Marine Equipment Finance Market
Executive Summary
After several years of rampant growth and investment, the marine industry is currently standing by and waiting out the 2008-09 economic slowdown.
- The current credit crunch could prove beneficial to the marine industry by preventing an oversupply situation. Ship owners and operators will have the opportunity to right-size fleets after several years of frenzied expansion activity.
- The collective flight to safety in the current uncertain marketplace, coupled with massive previous losses stemming from the financial fallout, has made lenders very resistant to issuing new financing and letters of credit.
- With capital scarce, lenders are in a position to dictate more restrictive terms and higher rates than borrowers are accustomed to seeing.
- The number of financial institutions to which the marine industry can turn for additional funding has shrunk, given major consolidation in the banking industry and higher capital reserve requirements at lending institutions.

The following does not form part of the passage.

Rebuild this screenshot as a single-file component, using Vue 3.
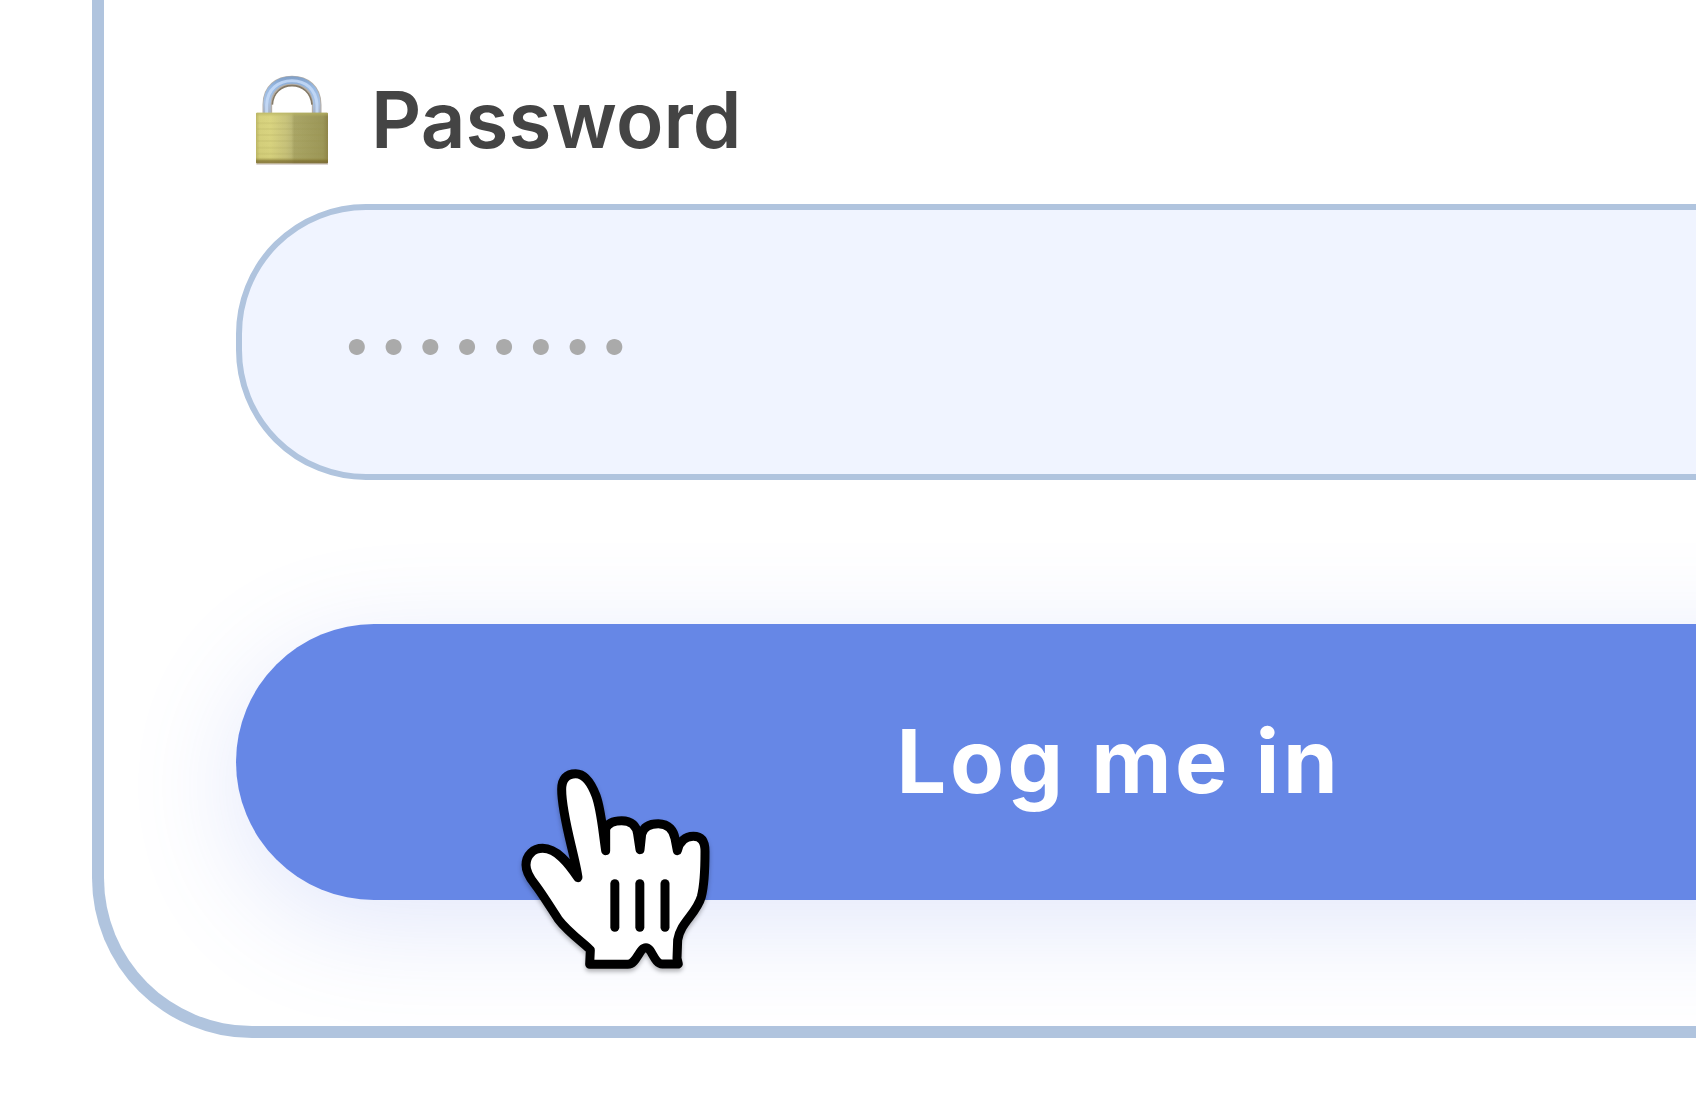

- International shipping has been hurt the most from the global recession. Worldwide consumer demand is declining, and shippers are hard-pressed to obtain letters of credit to move cargo from origin to destination.
- Shippers raced to scrap their older vessels while iron and steel prices were on the rise in 2007 and most of 2008. Now, when traffic has slowed and the industry is suffering from excess capacity, ship breakers have a full inventory.
- Heading into 2009, the U.S. and world economies are in steep decline in what is the most severe synchronized downturn in recent times. Monetary and fiscal policies are loosening around the world, but they are battling extremely tight credit and will take some time to become effective.
- Overall, U.S. real GDP is expected to contract 2.5 percent in 2009. The first half of the year will be see negative growth and the second half only anemic positive growth, which would put the length of the current recession between 18 and 24 months.
- Declining consumer, housing and export demand, coupled with tighter credit, will make businesses retrench on capital spending. In 2009, equipment spending is projected to drop 14.6 percent.
- Private nonresidential construction had helped to cushion the blow from the rapidly deteriorating residential construction market. However, the availability of financing for commercial real estate has tightened sharply, and the final buttress for the construction sector will collapse in 2009. The segment's decline will be a further drag on transport of steel, nonmetallic minerals, and other construction materials.
- According to the latest 2007 estimates by the U.S. Department of Transportation Maritime Administration, total U.S. waterborne commerce is estimated to be 2.3 billion metric tons per year, of which approximately 40 percent is domestic freight. Coastwise freight carriage amounts to roughly 185 million metric tons, or 7.9 percent of total waterborne tonnage.
- Domestic waterborne tonnage is estimated to have to fallen 2.8 percent in 2008, with petroleum, industrial and construction commodities, and manufactured goods experiencing the worst declines.
- Coal production and exports, construction materials, petroleum, chemicals, and industrial commodities are expected to encounter rough water in 2009, and domestic waterborne tonnage will fall another 3.2 percent before rebounding to 0.7 percent in 2010 and 2.5 percent per year from 2011-2013.